At the center of the plan is a landmark lease agreement with Norfolk Southern that provides the museum access to adjacent land known as the Silcott property. According to reporting in Trains, the addition amounts to roughly two acres situated between Norfolk Southern’s Sandusky District and the museum’s trolley line—an expansion that, for a space-constrained museum, represents a rare chance to reimagine how artifacts are stored, displayed, and interpreted.
Ohio Railway Museum photo featuring property acquired from Norfolk Southern.
ORM’s proposal is not a single project but a sequence of upgrades that build on each other: define and secure the footprint, extend track and wire, add indoor storage and restoration capacity, then improve the visitor experience so the museum can attract larger crowds and stronger community support.
A key early step is basic campus definition—fencing and gated access—intended to improve security while giving the museum a more coherent “arrival” and circulation experience for guests.

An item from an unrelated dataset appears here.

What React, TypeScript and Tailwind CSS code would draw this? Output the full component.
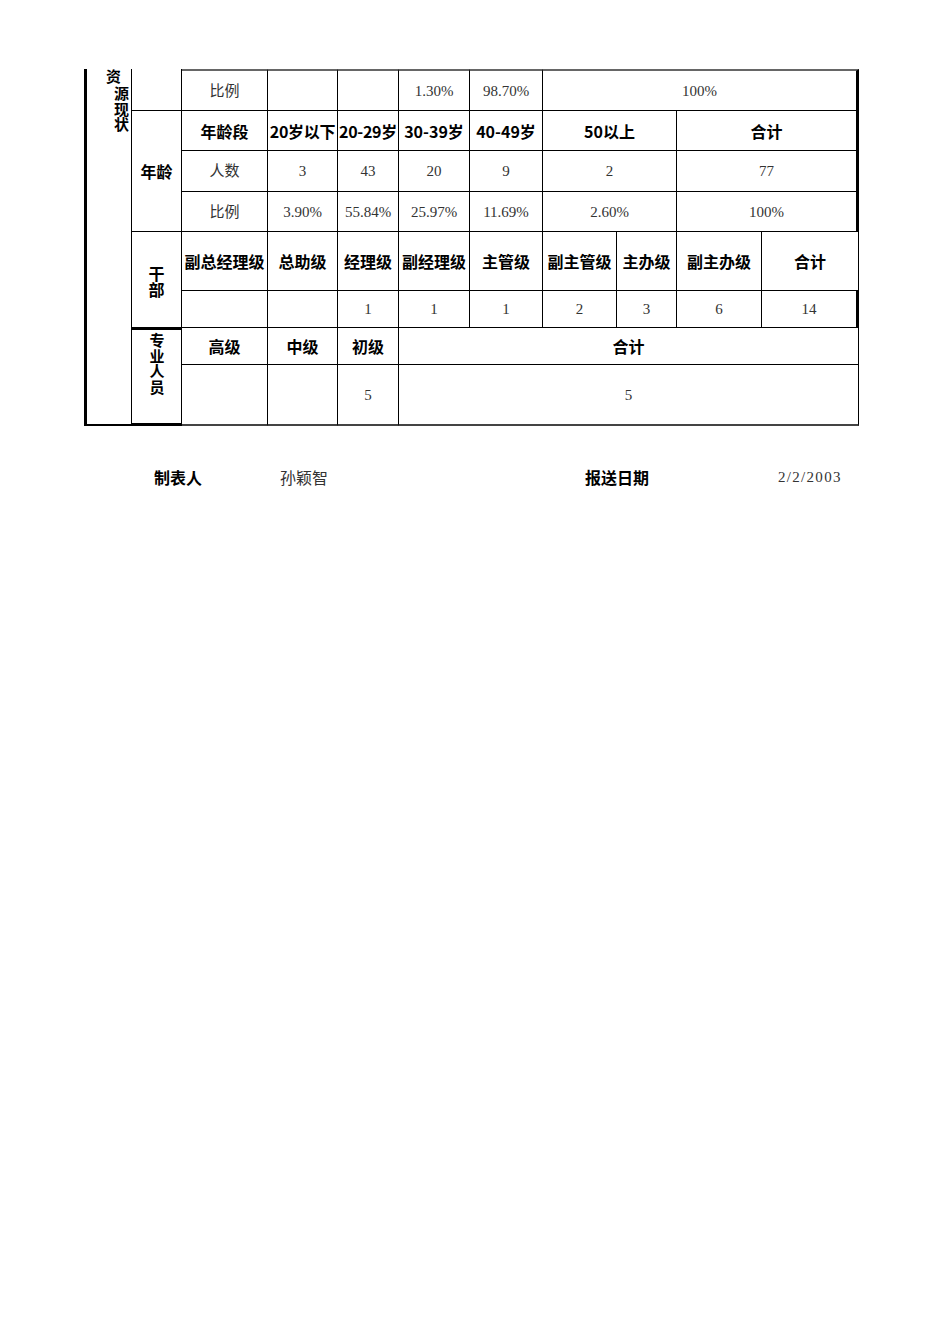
import React from "react";

const H = "font-['Noto_Sans_CJK_SC',sans-serif] font-bold text-[16px] leading-[20px] text-black";
const D = "font-['Liberation_Serif','Noto_Sans_CJK_SC',serif] text-[15px] leading-[20px] text-[#333]";
const B = "border-black border-r border-b flex items-center justify-center";
const V = "[writing-mode:vertical-rl] [text-orientation:upright] font-['Noto_Sans_CJK_SC',sans-serif] font-bold text-[15px] leading-[16px] text-black";

function C({ cls, children, kind = "d" }: { cls: string; children?: React.ReactNode; kind?: "h" | "d" }) {
  return <div className={`${B} ${kind === "h" ? H : D} ${cls}`}>{children}</div>;
}

export default function App() {
  return (
    <div className="w-[950px] h-[1344px] bg-white relative">
      <div className="pt-[69px] pl-[84px]">
        <div className="grid grid-cols-[48px_50px_86px_70px_61px_71px_73px_74px_60px_85px_97px] grid-rows-[42px_40px_41px_40px_59px_37px_37px_61px] w-[775px]">
          {/* left merged column */}
          <div className="col-start-1 row-start-1 row-span-8 border-l-[3px] border-r border-b-2 border-black flex flex-row items-start justify-end pr-[2px]">
            <span className={`${V} mr-[-8px]`}>资</span>
            <span className={`${V} mt-[17px] tracking-[0.5px]`}>源现状</span>
          </div>
          {/* row 1 */}
          <div className="col-start-2 row-start-1 border-r border-b border-black" />
          <C cls="col-start-3 row-start-1 border-t-2 border-t-[#666]">比例</C>
          <C cls="col-start-4 row-start-1 border-t-2 border-t-[#666]" />
          <C cls="col-start-5 row-start-1 border-t-2 border-t-[#666]" />
          <C cls="col-start-6 row-start-1 border-t-2 border-t-[#666]">1.30%</C>
          <C cls="col-start-7 row-start-1 border-t-2 border-t-[#666]">98.70%</C>
          <C cls="col-start-8 col-span-4 row-start-1 border-t-2 border-t-[#666] border-r-[3px]">100%</C>
          {/* 年龄 */}
          <C kind="h" cls="col-start-2 row-start-2 row-span-3">年龄</C>
          <C kind="h" cls="col-start-3 row-start-2">年龄段</C>
          <C kind="h" cls="col-start-4 row-start-2 tracking-[-0.3px]">20岁以下</C>
          <C kind="h" cls="col-start-5 row-start-2 tracking-[-0.3px]">20-29岁</C>
          <C kind="h" cls="col-start-6 row-start-2">30-39岁</C>
          <C kind="h" cls="col-start-7 row-start-2">40-49岁</C>
          <C kind="h" cls="col-start-8 col-span-2 row-start-2">50以上</C>
          <C kind="h" cls="col-start-10 col-span-2 row-start-2 border-r-[3px]">合计</C>

          <C cls="col-start-3 row-start-3">人数</C>
          <C cls="col-start-4 row-start-3">3</C>
          <C cls="col-start-5 row-start-3">43</C>
          <C cls="col-start-6 row-start-3">20</C>
          <C cls="col-start-7 row-start-3">9</C>
          <C cls="col-start-8 col-span-2 row-start-3">2</C>
          <C cls="col-start-10 col-span-2 row-start-3 border-r-[3px]">77</C>

          <C cls="col-start-3 row-start-4">比例</C>
          <C cls="col-start-4 row-start-4">3.90%</C>
          <C cls="col-start-5 row-start-4">55.84%</C>
          <C cls="col-start-6 row-start-4">25.97%</C>
          <C cls="col-start-7 row-start-4">11.69%</C>
          <C cls="col-start-8 col-span-2 row-start-4">2.60%</C>
          <C cls="col-start-10 col-span-2 row-start-4 border-r-[3px]">100%</C>
          {/* 干部 */}
          <div className={`${B} col-start-2 row-start-5 row-span-2 pt-[4px]`}>
            <span className={`${V} text-[16px]`}>干部</span>
          </div>
          <C kind="h" cls="col-start-3 row-start-5">副总经理级</C>
          <C kind="h" cls="col-start-4 row-start-5">总助级</C>
          <C kind="h" cls="col-start-5 row-start-5">经理级</C>
          <C kind="h" cls="col-start-6 row-start-5">副经理级</C>
          <C kind="h" cls="col-start-7 row-start-5">主管级</C>
          <C kind="h" cls="col-start-8 row-start-5">副主管级</C>
          <C kind="h" cls="col-start-9 row-start-5">主办级</C>
          <C kind="h" cls="col-start-10 row-start-5">副主办级</C>
          <C kind="h" cls="col-start-11 row-start-5">合计</C>

          <C cls="col-start-3 row-start-6" />
          <C cls="col-start-4 row-start-6" />
          <C cls="col-start-5 row-start-6">1</C>
          <C cls="col-start-6 row-start-6">1</C>
          <C cls="col-start-7 row-start-6">1</C>
          <C cls="col-start-8 row-start-6">2</C>
          <C cls="col-start-9 row-start-6">3</C>
          <C cls="col-start-10 row-start-6">6</C>
          <C cls="col-start-11 row-start-6 border-r-[3px]">14</C>
          {/* 专业人员 */}
          <div className="border-black border-r border-b-[3px] border-t-2 flex justify-center items-start pt-[3px] col-start-2 row-start-7 row-span-2">
            <span className={`${V} tracking-[0.5px]`}>专业人员</span>
          </div>
          <C kind="h" cls="col-start-3 row-start-7">高级</C>
          <C kind="h" cls="col-start-4 row-start-7">中级</C>
          <C kind="h" cls="col-start-5 row-start-7">初级</C>
          <C kind="h" cls="col-start-6 col-span-6 row-start-7">合计</C>

          <C cls="col-start-3 row-start-8 border-b-2 border-b-[#444]" />
          <C cls="col-start-4 row-start-8 border-b-2 border-b-[#444]" />
          <C cls="col-start-5 row-start-8 border-b-2 border-b-[#444]">5</C>
          <C cls="col-start-6 col-span-6 row-start-8 border-b-2 border-b-[#444]">5</C>
        </div>

        <div className="mt-[41px] flex items-center h-[20px]">
          <div className={`${H} w-[126px] ml-[70px]`}>制表人</div>
          <div className="font-['Noto_Sans_CJK_SC',sans-serif] text-[16px] leading-[20px] text-[#333] w-[305px]">孙颖智</div>
          <div className={`${H} w-[193px]`}>报送日期</div>
          <div className={`${D} tracking-[1.3px]`}>2/2/2003</div>
        </div>
      </div>
    </div>
  );
}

From there, the plan turns quickly to what rail museums value most: track. ORM calls for roughly 2,900 feet of new track, including yard leads and a display track, plus a short “running” track described as Main 2. Just as significant, the museum says its original main line would double in length along the former Columbus, Delaware & Marion (CD&M) right-of-way—reaching as far as Indianola Park. In other words, the museum is seeking not only more storage and switching flexibility, but a longer ride and a longer interpretive corridor for visitors.
The museum also envisions new operating and display facilities as the physical backbone of the expansion: multiple car and trolley barns, a dedicated restoration/maintenance building for engines and rolling stock, and even a functioning (replica) interlocking tower—an interpretive structure that can double as a signature centerpiece for the campus.
While track and barns tend to grab attention, ORM’s plan leans heavily on a second theme: restoring historic railroad buildings and reusing them to tell better stories.
The museum’s press release highlights preservation work for several significant structures, including the old Pennsylvania Railroad freight depot, the Silcott scale house, and the Worthington passenger depot. These are not just “nice-to-have” projects—ORM is framing them as vital interpretive assets that connect the museum’s collection to the region’s broader railroad history.
The former PRR freight depot is singled out as a potential primary museum building once restored—an especially meaningful move because it would shift ORM’s core exhibits into a historic structure that looks and feels like the railroad environment the museum interprets.
For many smaller museums, growth plans rise or fall on the basics: restrooms, accessibility, shade, places to sit, and clear ways to move around the grounds. ORM’s plan addresses those fundamentals directly.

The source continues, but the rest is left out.